Gimana cara Lauren terus menghasilkan uang? Kesuksesannya sebagian tergantung pada keajaiban, tapi sebagian besar pada mesin. Bagian ajaibnya dia ungkapkan dengan pertanyaan: "Pernah lihat seorang pria atau wanita masuk ke ruangan dan mereka terlihat hebat, tapi kamu nggak tau persis kenapa? Kamu cuma tau bahwa kamu pingin terlihat seperti itu?"
Mesinnya digerakkan oleh lisensi. Ada 26 perusahaan yang bayar untuk bikin, kirim, dan iklanin barang-barang Lauren. Lauren nyediain desain dan bakat kreatif, dan sebagai gantinya dapet bagian dari penjualan (sekitar 6%) ditambah jaminan pembayaran minimum. Polo/Ralph Lauren masih bikin pakaian pria dan wanita yang paling bagus, tapi sebagian besar untungnya datang dari perjanjian lisensi ini. Contohnya: Cosmair, bagian dari L’Oréal, yang bikin wewangian Lauren, adalah salah satu pemegang lisensi terbesar; ahli industri wewangian Allan Mottus memperkirakan satu lisensi ini saja bisa kasih Lauren sampai $20 juta tahun ini saja. Dia jarang jahit, tapi Ralph Lauren tetep aja dapet untungnya!
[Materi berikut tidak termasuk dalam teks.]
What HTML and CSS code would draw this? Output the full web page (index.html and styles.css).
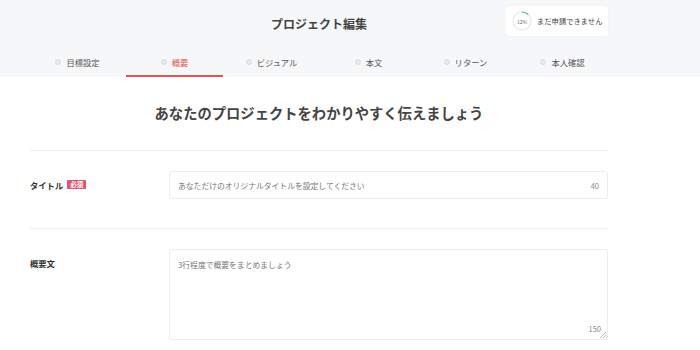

Baru Agustus lalu, Lauren luncurkan dua usaha lisensi baru yang besar, yaitu Polo jeans dan jajaran pakaian wanita bernama Lauren. Harganya jauh lebih murah dari harga pakaian Lauren sebelumnya—jeans sekitar $48, celana dan jaket wanita kebanyakan di bawah $250. Idienya adalah untuk menjangkau jenis pelanggan baru, yang sebelumnya nggak mampu beli Ralph Lauren.
Baik jeans maupun lini Lauren laku keras di kalangan pembeli; yang terakhir bikin pedagang eceran sangat senang. "Ini luar biasa. Sangat membanjiri," kata LaVelle Olexa, wakil presiden senior di Lord & Taylor. "Begitu barangnya sampai di lantai toko, langsung laris." Bagian besar dari daya tariknya adalah bahwa konsumen lagi suka lagi merek-merek berstatus, apalagi kalo bisa dapet dengan harga di bawah empat angka. Lini Lauren menampilkan gaya-gaya Ralph yang paling terkenal—blazer navy dengan lambang, rok kotak-kotak tartan, dan kemeja oxford yang tajam—tapi semuanya dibuat dengan kain yang lebih murah dan detail yang lebih sedikit.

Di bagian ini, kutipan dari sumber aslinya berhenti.